Dalam suratnya, Presiden AS Donald Trump menyatakan masih membuka ruang negosiasi.

Fokus

Tidak semua efek samping yang timbul dari sebuah tindakan medis langsung berhubungan dengan malapraktik.

Politik Uang Marak Jelang Pencoblosan

MI/BUDI KANSIL
08/12/2015 00:00
Politik Uang Marak Jelang Pencoblosan
(ANTARA/ANIS EFIZUDIN)
KESIGAPAN aparat kepolisian di Cianjur, Jabar, mengawal pelaksanaan pilkada yang berlangsung besok patut diacungi jempol.

Betapa tidak. Petugas dari Polres Cianjur, Minggu (6/12), menangkap seorang anggota DPRD berinisial AZ dan seorang camat, AM, ketika bertransaksi uang ratusan juta rupiah yang diduga untuk memenangkan salah satu pasangan calon dalam Pilkada 2015.
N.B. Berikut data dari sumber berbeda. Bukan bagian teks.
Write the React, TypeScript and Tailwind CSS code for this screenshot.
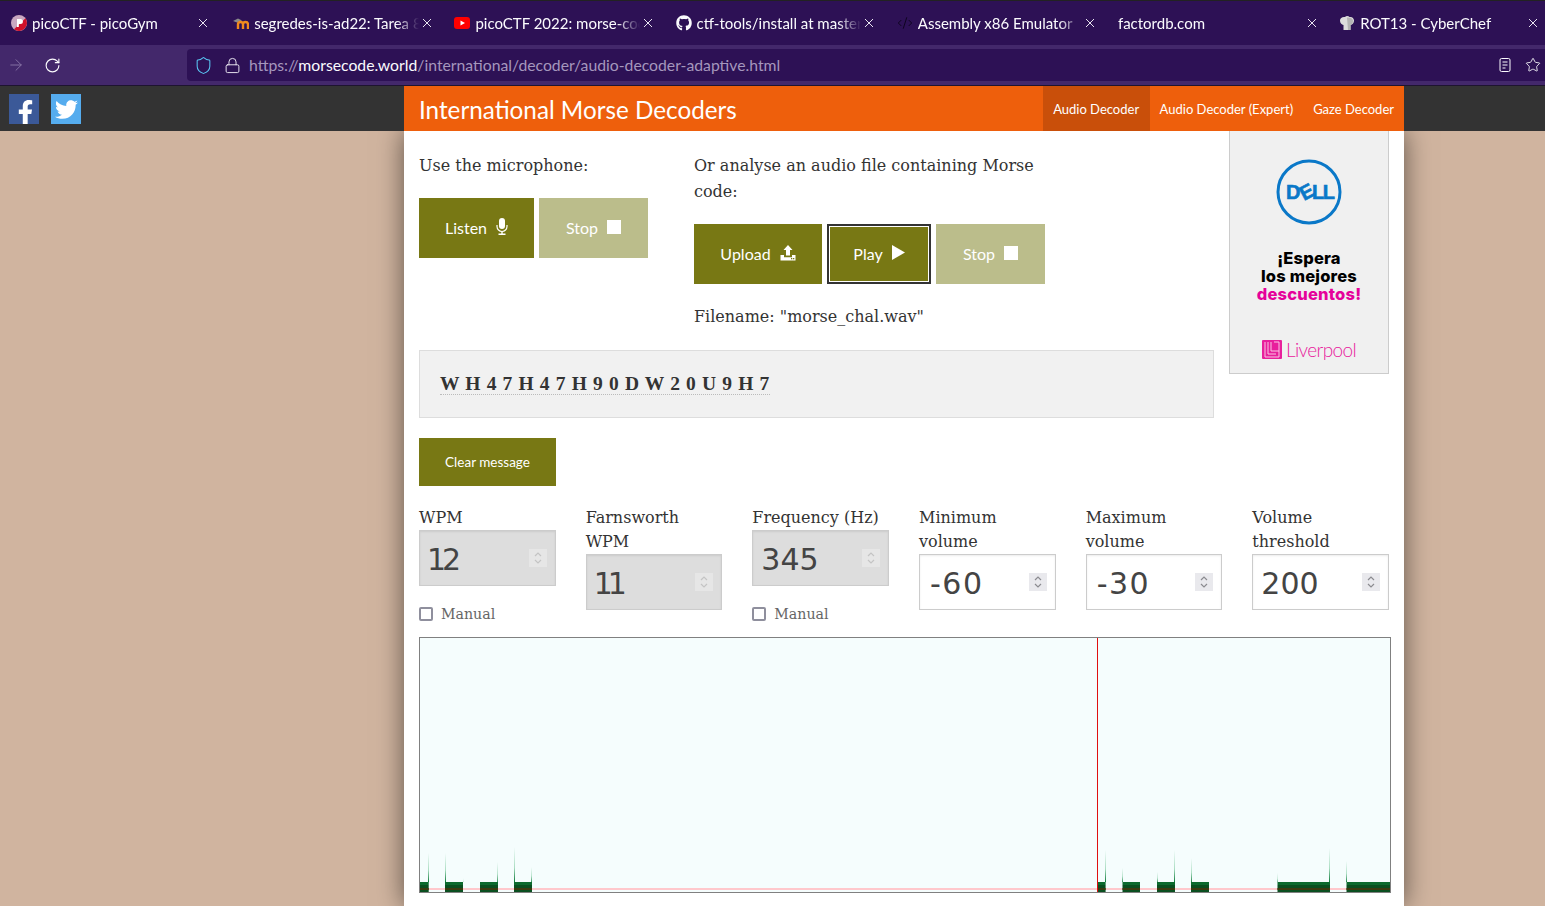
import React from "react";
import { FaFacebookF, FaTwitter, FaGithub } from "react-icons/fa";
import { Code2, Lock, RotateCw, ArrowRight, Star, Shield } from "lucide-react";

const ui = "font-['Lato','Noto_Sans',sans-serif]";
const serif = "font-['DejaVu_Serif',serif]";

function CloseX() {
  return (
    <svg width="10" height="10" viewBox="0 0 10 10" className="shrink-0 text-[#e8e4f0]">
      <path d="M1 1 9 9M9 1 1 9" stroke="currentColor" strokeWidth="1" fill="none" />
    </svg>
  );
}

function Pico() {
  return (
    <svg width="16" height="16" viewBox="0 0 16 16">
      <circle cx="8" cy="8" r="8" fill="#c9a7c0" />
      <path d="M14.5 3.3A8 8 0 0 1 3 14.2Z" fill="#d0102a" />
      <path d="M6 12V4h3.4a2.5 2.5 0 0 1 0 5H7.8v3Z" fill="#fff" />
    </svg>
  );
}
function Moodle() {
  return (
    <svg width="16" height="16" viewBox="0 0 16 16">
      <path d="M0 6 5 3.500 9 5.500 4 7.500Z" fill="#8a8a8a" />
      <path d="M5 14V9M5 9.500a2.500 2.500 0 0 1 5 0V14M10 9.500a2.500 2.500 0 0 1 5 0V14" stroke="#f08a1d" strokeWidth="2.400" fill="none" />
    </svg>
  );
}
function Youtube() {
  return (
    <svg width="16" height="16" viewBox="0 0 16 16">
      <rect x="0" y="2" width="16" height="12" rx="3" fill="#f00" />
      <path d="M6.500 5.500 11 8l-4.500 2.500Z" fill="#fff" />
    </svg>
  );
}
function Chef() {
  return (
    <svg width="16" height="16" viewBox="0 0 16 16">
      <path d="M4.500 10C2.500 9.500 1 8 1 5.500 1 3 3.500 1.500 6 2 7 .5 9.500 .5 10.500 2 13 1.500 15 3.300 15 5.500c0 2.500-1.500 4-3.500 4.500v5h-7Z" fill="#dcdcdc" />
      <path d="M8 2.500c3 0 6 .5 6 3.500S11.500 10 11.500 10v5H9Z" fill="#b4b4b4" />
    </svg>
  );
}

const tabs: { icon: React.ReactNode; title: string }[] = [
  { icon: <Pico />, title: "picoCTF - picoGym" },
  { icon: <Moodle />, title: "segredes-is-ad22: Tarea 8" },
  { icon: <Youtube />, title: "picoCTF 2022: morse-code" },
  { icon: <FaGithub size={16} color="#fbfbfe" />, title: "ctf-tools/install at master" },
  { icon: <Code2 size={16} color="#0e0420" strokeWidth={1.5} />, title: "Assembly x86 Emulator" },
  { icon: null, title: "factordb.com" },
  { icon: <Chef />, title: "ROT13 - CyberChef" },
];

function Tab({ icon, title, first }: { icon: React.ReactNode; title: string; first: boolean }) {
  return (
    <div className={`flex h-full w-[221.2px] shrink-0 items-center ${first ? "pl-[11px] pr-[13px]" : "pl-[12px] pr-[10.5px]"}`}>
      {icon ? <span className="mr-[5px] flex h-4 w-4 shrink-0 items-center justify-center">{icon}</span> : null}
      <span className="min-w-0 flex-1 overflow-hidden whitespace-nowrap pt-px text-[15px] text-[#fbfbfe] [mask-image:linear-gradient(to_right,black_86%,transparent)]">
        {title}
      </span>
      <span className="ml-[3px] flex w-[10px] shrink-0 justify-center"><CloseX /></span>
    </div>
  );
}

function Mic() {
  return (
    <svg width="12" height="17" viewBox="0 0 12 17">
      <rect x="3" y="0" width="6" height="11" rx="3" fill="#fff" />
      <path d="M1 7v1.500a5 5 0 0 0 10 0V7" stroke="#fff" strokeWidth="1.200" fill="none" />
      <path d="M6 13.500V16M2.500 16.200h7" stroke="#fff" strokeWidth="1.400" fill="none" />
    </svg>
  );
}
function UploadIcon() {
  return (
    <svg width="16" height="16" viewBox="0 0 16 16">
      <path d="M8 0 12.500 5H10v5.500H6V5H3.500Z" fill="#fff" />
      <path d="M0.500 10h3.500v2.200h8V10h3.500v5.500h-15Z" fill="#fff" />
      <rect x="11" y="13" width="1.300" height="1.300" fill="#787814" />
      <rect x="13" y="13" width="1.300" height="1.300" fill="#787814" />
    </svg>
  );
}
function PlayIcon() {
  return (
    <svg width="13" height="15" viewBox="0 0 13 15"><path d="M0 0 13 7.500 0 15Z" fill="#fff" /></svg>
  );
}
function StopIcon() {
  return <span className="block h-[14px] w-[14px] bg-white" />;
}

function Btn({ label, icon, disabled, w, focus }: { label: string; icon: React.ReactNode; disabled?: boolean; w: string; focus?: boolean }) {
  return (
    <div className={`flex h-[60px] items-center justify-center gap-[9px] text-[16px] text-white ${ui} ${w} ${disabled ? "bg-[#bbbd8b]" : "bg-[#787814]"} ${focus ? "border-2 border-[#333] outline outline-1 -outline-offset-3 outline-white" : ""}`}>
      <span>{label}</span>
      <span className="-mt-[3px]">{icon}</span>
    </div>
  );
}

function Spinner({ disabled }: { disabled?: boolean }) {
  const c = disabled ? "#c4c4c4" : "#8b8b90";
  return (
    <span className={`absolute right-[9px] top-1/2 flex h-[18px] w-[18px] -translate-y-1/2 items-center justify-center ${disabled ? "bg-[#e6e6e6]" : "bg-[#e9e9ed]"}`}>
      <svg width="10" height="14" viewBox="0 0 10 14">
        <path d="M2 5 5 2l3 3M2 9l3 3 3-3" stroke={c} strokeWidth="1.200" fill="none" />
      </svg>
    </span>
  );
}

function Field({ label, value, disabled, manual, spacing = "pl-[8px]" }: { label: React.ReactNode; value: string; disabled?: boolean; manual?: boolean; spacing?: string }) {
  return (
    <div className="flex min-w-0 flex-col">
      <div className={`text-[16px] leading-[24px] text-[#333] ${serif}`}>{label}</div>
      <div className="relative h-[56px]">
        <input
          readOnly
          value={value}
          className={`h-full w-full border border-[#ccc] pt-[2px] text-[30px] text-[#444] shadow-[inset_0_1px_2px_rgba(0,0,0,0.08)] outline-none font-['DejaVu_Sans',sans-serif] ${spacing} ${disabled ? "bg-[#ddd] text-[#333]" : "bg-white"}`}
        />
        <Spinner disabled={disabled} />
      </div>
      {manual && (
        <label className={`mt-[18px] flex items-center gap-[8px] text-[14.2px] leading-[20px] text-[#666] ${serif}`}>
          <span className="block h-[14px] w-[14px] rounded-[2px] border-2 border-[#8f8f9d] bg-white" />
          Manual
        </label>
      )}
    </div>
  );
}

const bars = [
  [420, 8.7], [445, 18], [480, 18], [514, 18],
  [1097.6, 8], [1122.5, 17.5], [1157, 18], [1191, 18], [1277.5, 52.5], [1346.5, 43.5],
];
const spikes = [
  [428, 853, 1], [445, 853, 1], [463, 878, 0.2], [497, 862, 0.8], [514, 847, 1], [531, 867, 0.8],
  [1105, 850, 1], [1122, 868, 0.8], [1157, 872, 0.7], [1174, 850, 1], [1191, 858, 0.9], [1277, 873, 0.5], [1329, 848, 1], [1346, 861, 0.9],
];

function Spectrogram() {
  const ox = 419;
  const oy = 637;
  return (
    <svg width="972" height="256" viewBox="0 0 972 256" className="block">
      <defs>
        <linearGradient id="spike" x1="0" y1="0" x2="0" y2="1">
          <stop offset="0" stopColor="#f5fdfd" />
          <stop offset="0.6" stopColor="#a8dcc0" />
          <stop offset="1" stopColor="#0c7a38" />
        </linearGradient>
      </defs>
      <rect x="0" y="0" width="972" height="256" fill="#f5fdfd" />
      <rect x="1" y={888 - oy} width="970" height="2" fill="#ffc8cc" />
      {spikes.map(([x, y, o], i) => (
        <rect key={i} x={x - ox} y={y - oy} width="1" height={882 - y} fill="url(#spike)" opacity={o} />
      ))}
      {bars.map(([x, w], i) => (
        <g key={i}>
          <rect x={x - ox} y={882 - oy} width={w} height="3" fill="#0c6a2e" />
          <rect x={x - ox} y={885 - oy} width={w} height="7" fill="#0a4f20" />
          <rect x={x - ox} y={888 - oy} width={w} height="2" fill="#3d3a10" />
        </g>
      ))}
      <rect x={1097 - ox} y="0" width="1" height="255" fill="#e01010" />
      <rect x="0.500" y="0.500" width="971" height="255" fill="none" stroke="#808080" />
    </svg>
  );
}

function Ad() {
  return (
    <div className="flex h-[243px] w-[160px] shrink-0 flex-col items-center border-x border-b border-[#ccc] bg-[#f0f0f0]">
      <svg width="68" height="68" viewBox="0 0 68 68" className="mt-[27px]">
        <circle cx="34" cy="34" r="31" fill="none" stroke="#0a78c8" strokeWidth="3" />
        <g fontFamily="Liberation Sans" fontWeight="700" fontSize="20" fill="#0a78c8" stroke="#0a78c8" strokeWidth="0.600">
          <text x="11" y="41">D</text>
          <text x="25" y="41" transform="rotate(-28 31 34)">E</text>
          <text x="37" y="41" letterSpacing="-1.500">LL</text>
        </g>
      </svg>
      <div className="mt-[23px] text-center font-['Inter',sans-serif] text-[16.500px] font-extrabold leading-[18px] tracking-[0.200px] text-black">
        <div>¡Espera</div>
        <div>los mejores</div>
        <div className="text-[#e5019a]">descuentos!</div>
      </div>
      <div className="mt-[37px] flex items-center gap-[4px]">
        <svg width="20" height="20" viewBox="0 0 20 20">
          <rect x="0" y="0" width="20" height="19" rx="1" fill="#e8209c" />
          <path d="M3 2v15h14M6 2v12h8M9 2v9h8M12 2h5v15" stroke="#f9c6e4" strokeWidth="1" fill="none" />
        </svg>
        <span className="font-['Lato',sans-serif] text-[19px] font-light leading-[20px] tracking-[-0.600px] text-[#e8209c]">Liverpool</span>
      </div>
    </div>
  );
}

export default function App() {
  return (
    <div className="relative h-[906px] w-[1545px] overflow-hidden bg-[#d0b49f]">
      {/* browser chrome */}
      <div className={`bg-[#2d1155] ${ui}`}>
        <div className="h-px bg-[#222]" />
        <div className="flex h-[44px] items-center overflow-hidden">
          {tabs.map((t, i) => (
            <Tab key={i} icon={t.icon} title={t.title} first={i === 0} />
          ))}
        </div>
        <div className="flex h-[40px] items-center bg-[#43286b]">
          <div className="flex w-[187px] shrink-0 items-center pl-[7px]">
            <ArrowRight size={18} color="#8a76a8" strokeWidth={1.200} />
            <RotateCw size={17} color="#fbfbfe" strokeWidth={1.600} className="ml-[19px]" />
          </div>
          <div className="flex h-[32px] flex-1 items-center rounded-l-[4px] bg-[#2d1155] pl-[7px]">
            <Shield size={19} color="#5ac8f5" strokeWidth={1.300} />
            <Lock size={17} color="#e6e2ee" strokeWidth={1.400} className="ml-[11px]" />
            <span className="ml-[8px] flex-1 whitespace-nowrap text-[15.75px] text-[#a597bd]">
              https://<span className="text-[#fbfbfe]">morsecode.world</span>/international/decoder/audio-decoder-adaptive.html
            </span>
            <svg width="12" height="14" viewBox="0 0 12 14" className="mr-[14px]">
              <rect x="1" y="0.500" width="10" height="13" rx="1.500" fill="none" stroke="#fbfbfe" />
              <path d="M3.500 4h5M3.500 7h5M3.500 10h3" stroke="#fbfbfe" />
            </svg>
            <Star size={16} color="#fbfbfe" strokeWidth={1.300} className="mr-[4px]" />
          </div>
        </div>
        <div className="h-px bg-[#1e1430]" />
      </div>

      {/* site header */}
      <div className={`relative z-10 flex h-[45px] bg-[#333] ${ui}`}>
        <div className="flex w-[404px] shrink-0 gap-[12px] pl-[9px] pt-[8px]">
          <span className="flex h-[30px] w-[30px] items-end justify-center overflow-hidden bg-[#3b5998]">
            <FaFacebookF size={25} color="#fff" className="-mb-[1px] ml-[3px]" />
          </span>
          <span className="flex h-[30px] w-[30px] items-center justify-center bg-[#55acee]">
            <FaTwitter size={23} color="#fff" />
          </span>
        </div>
        <div className="flex w-[1000px] items-stretch bg-[#ee5f0c] pl-[15px] text-white">
          <div className="flex-1 self-center pt-[3px] text-[24.25px]">International Morse Decoders</div>
          <div className="flex items-center bg-[#c94f0a] px-[10.500px] pt-[2px] text-[13px]">Audio Decoder</div>
          <div className="flex items-center px-[10px] pt-[2px] text-[13px]">Audio Decoder (Expert)</div>
          <div className="flex items-center px-[10px] pt-[2px] text-[13px]">Gaze Decoder</div>
        </div>
      </div>

      {/* page */}
      <div className="flex">
        <div className="w-[404px] shrink-0" />
        <main className={`h-[775px] w-[1000px] shrink-0 bg-white px-[15px] shadow-[0_0_25px_rgba(0,0,0,0.55)] ${serif} text-[#333]`}>
          <div className="flex gap-[15px]">
            <div className="w-[795px] shrink-0 pt-[22px]">
              <div className="flex">
                <div className="w-[275px] shrink-0">
                  <p className="text-[16px] leading-[26px]">Use the microphone:</p>
                  <div className="mt-[19px] flex gap-[5px]">
                    <Btn label="Listen" icon={<Mic />} w="w-[115px]" />
                    <Btn label="Stop" icon={<StopIcon />} disabled w="w-[109px]" />
                  </div>
                </div>
                <div className="w-[360px]">
                  <p className="text-[16px] leading-[26px]">Or analyse an audio file containing Morse code:</p>
                  <div className="mt-[19px] flex gap-[5px]">
                    <Btn label="Upload" icon={<UploadIcon />} w="w-[128px]" />
                    <Btn label="Play" icon={<PlayIcon />} w="w-[104px]" focus />
                    <Btn label="Stop" icon={<StopIcon />} disabled w="w-[109px]" />
                  </div>
                  <p className="mt-[20px] text-[16px] leading-[26px]">Filename: "morse_chal.wav"</p>
                </div>
              </div>
              <div className="mt-[20px] flex h-[68px] items-center border border-[#ddd] bg-[#f1f1f1] pl-[20px]">
                <span className="border-b border-dotted border-[#bbb] font-['Liberation_Serif',serif] text-[19.5px] font-bold leading-[20px] tracking-[0.650px]">
                  W H 4 7 H 4 7 H 9 0 D W 2 0 U 9 H 7
                </span>
              </div>
              <div className={`mt-[20px] flex h-[48px] w-[137px] items-center justify-center bg-[#787814] text-[13.5px] text-white ${ui}`}>
                Clear message
              </div>
            </div>
            <Ad />
          </div>

          <div className="mt-[20px] grid grid-cols-6 items-start gap-x-[30px]">
            <Field label="WPM" value="12" disabled manual spacing="pl-[7px] tracking-[-4px]" />
            <Field label={<>Farnsworth<br />WPM</>} value="11" disabled spacing="pl-[7px] tracking-[-5px]" />
            <Field label="Frequency (Hz)" value="345" disabled manual />
            <Field label={<>Minimum<br />volume</>} value="-60" spacing="pl-[10px] tracking-[1.500px]" />
            <Field label={<>Maximum<br />volume</>} value="-30" spacing="pl-[10px] tracking-[1.500px]" />
            <Field label={<>Volume<br />threshold</>} value="200" />
          </div>

          <div className="mt-[13px]">
            <Spectrogram />
          </div>
        </main>
      </div>
    </div>
  );
}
Menurut Kapolres Cianjur AKB Guntur Rahayu, uang ratusan juta tersebut sedianya akan dibagikan oleh AZ dan AM kepada setiap koordinator desa serta koordinator kecamatan.

"Kami menyita uang tunai senilai Rp300 juta. Kami akan mendalami dari mana uang itu dan dipergunakan untuk apa. Kami menduga transaksi itu sebagai bentuk politik uang," kata Guntur, kemarin.

Ketua Panwaslu Cianjur Saeful Anwar menambahkan, pihaknya akan menelusuri dugaan politik uang yang melibatkan anggota DPRD Kabupaten Cianjur dan seorang aparatur sipil negara tersebut. "Termasuk meminta keterangan dari camat yang hendak memenangkan salah satu pasangan calon itu. Kami akan menginvestigasi sejauh mana keterlibatan dia."

Apabila camat AM terbukti melanggar karena terlibat kampanye, lanjut Saeful, sesuai Peraturan KPU No 7/2015 dan UU No 6/2015 tentang Aparatur Sipil Negara, AM bisa dijatuhi pidana 1-6 bulan dan denda sebesar Rp6 juta.

Aparat daerah rentan
Mantan Komisioner KPK Abdullah Hehamahua mengungkapkan pegawai negeri sipil di daerah rentan dipengaruhi oleh pasangan calon tertentu untuk melakukan praktik politik uang. "Tiga tahun lalu, ongkos untuk jadi kepala desa di Tegal mencapai Rp1 miliar. Di Tangerang atau Bekasi sekitar Rp5 miliar-Rp8 miliar. Kalau kepala desa segitu, berapa bupati dan wali kota?" tanya Abdullah.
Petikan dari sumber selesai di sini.